The periodic and reciprocal centers of destruction of human ages destroyed much within human civilization that was a teaching for the growth of the human soul. Everywhere you look while traveling the world, the evidence of ages past reveals that much has been lost, but not all that has been lost. The jungles cover what once were thriving civilizations.
There was once a science of the soul, a language of the heart that led men upright through the creature comforts to the quest for Being. When the intellect is too dry and the sensory stimuli too sated, the question of existence remains to be answered.
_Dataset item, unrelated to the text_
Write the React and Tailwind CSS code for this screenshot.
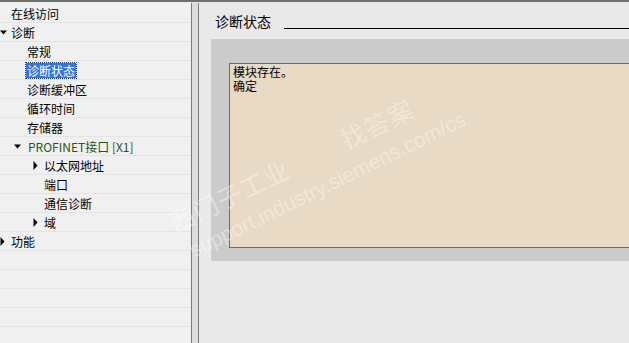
import React from 'react'

const Down = () => (
  <svg width="7" height="5" viewBox="0 0 7 5" className="shrink-0">
    <path d="M0 0.5 L7 0.5 L3.5 4.5 Z" fill="#000" />
  </svg>
)

const Right = () => (
  <svg width="5" height="9" viewBox="0 0 5 9" className="shrink-0">
    <path d="M0.5 0 L4.5 4.5 L0.5 9 Z" fill="#000" />
  </svg>
)

const rows = [
  { label: '在线访问', x: 11 },
  { label: '诊断', x: 11, arrow: 'down', ax: 0 },
  { label: '常规', x: 27 },
  { label: '诊断状态', x: 27, selected: true },
  { label: '诊断缓冲区', x: 27 },
  { label: '循环时间', x: 27 },
  { label: '存储器', x: 27 },
  { label: 'PROFINET接口 [X1]', x: 28, arrow: 'down', ax: 14, green: true },
  { label: '以太网地址', x: 44, arrow: 'right', ax: 33 },
  { label: '端口', x: 44 },
  { label: '通信诊断', x: 44 },
  { label: '域', x: 44, arrow: 'right', ax: 33 },
  { label: '功能', x: 11, arrow: 'right', ax: 0 },
  { label: '' },
  { label: '' },
  { label: '' },
  { label: '' },
  { label: '' },
]

const App = () => {
  return (
    <div
      className="relative w-[629px] h-[343px] overflow-hidden flex bg-[#e9e9e9] border-t-2 border-[#6f6f6f] text-[12px] text-black"
      style={{ fontFamily: '"Noto Sans CJK SC", "Liberation Sans", sans-serif' }}
    >
      {/* tree */}
      <div className="w-[191px] shrink-0 bg-[#f0f0f0] pt-[2px] flex flex-col">
        {rows.map((r, i) => (
          <div key={i} className="relative h-[19px] shrink-0 border-b border-[#e4e4e4] flex items-center">
            {r.arrow && (
              <span className="absolute top-0 bottom-0 flex items-center" style={{ left: r.ax }}>
                {r.arrow === 'down' ? <Down /> : <Right />}
              </span>
            )}
            {r.label && (
              <span
                className={
                  'absolute leading-[15px] whitespace-nowrap ' +
                  (r.selected
                    ? 'bg-[#3875d7] text-white outline-1 outline-dotted outline-[#1a3a80] px-[1px]'
                    : r.green
                    ? 'text-[#2c5418]'
                    : '')
                }
                style={{ left: r.selected ? r.x - 1 : r.x }}
              >
                {r.label}
              </span>
            )}
          </div>
        ))}
      </div>

      {/* splitter */}
      <div className="w-[8px] shrink-0 mt-[1px] border-x border-[#7c7c7c] bg-[#dcdcdc]" />

      {/* content */}
      <div className="flex-1 pl-[12px] pt-[10px] flex flex-col">
        <div className="flex items-end pl-[4px] h-[18px]">
          <span className="text-[14px] leading-[18px] whitespace-nowrap">诊断状态</span>
          <div className="flex-1 h-px bg-black ml-[13px] mb-[1px]" />
        </div>
        <div className="mt-[9px] w-[440px] h-[222px] bg-[#cbcbcb] pl-[18px] pt-[24px] pb-[13px]">
          <div className="h-full border border-[#3c6ed8] bg-[#e8dac5] pl-[3px] pt-[1px] leading-[14px]">
            <div className="h-[14px]">模块存在。</div>
            <div className="h-[14px]">确定</div>
          </div>
        </div>
      </div>

      {/* watermark */}
      <div
        className="absolute left-[164px] top-[208px] origin-top-left -rotate-[26deg] pointer-events-none text-white/40 whitespace-nowrap"
        style={{ fontFamily: '"Noto Sans CJK SC", sans-serif' }}
      >
        <div className="text-[25px] leading-[30px] tracking-[1px]">
          西门子工业<span className="ml-[60px]">找答案</span>
        </div>
        <div className="text-[21px] leading-[24px] mt-[7px] ml-[6px]" style={{ fontFamily: '"Liberation Sans", sans-serif' }}>
          support.industry.siemens.com/cs
        </div>
      </div>
    </div>
  )
}

export default App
From the First Bang down through the involution of galaxies, stars and suns, planets and moons to the arising of life on planets – flesh Beings look back up at the miracle of the night sky – the quest has existed to find the meaning of existence. A human being gazes up at the peaceful, calm beauty of the stars wondering about the mystery of his life on earth. He stands upright, a unique position for a member of the animal kingdom. He is aligned for the flow of the forces of space to flow through his body to reach the planet from his head down to his feet, and for the forces of earth to flow from his feet to his head. Within his own body he has built in receivers, a sensory capacity attuned to perceive the vibrations of sound and light through ears and eyes, and the chemical composition of matter through touch, taste and smell. He is endowed with a mind capable of reasoning with the impressions received at a level of consciousness considerably higher than the instinctive fight, flight or hunger responses of an animal. Yet through the body a human being retains the animal instinct of fight, flight, and hunger. We are not independent of the animal kingdom or independent of the earth upon which we stand.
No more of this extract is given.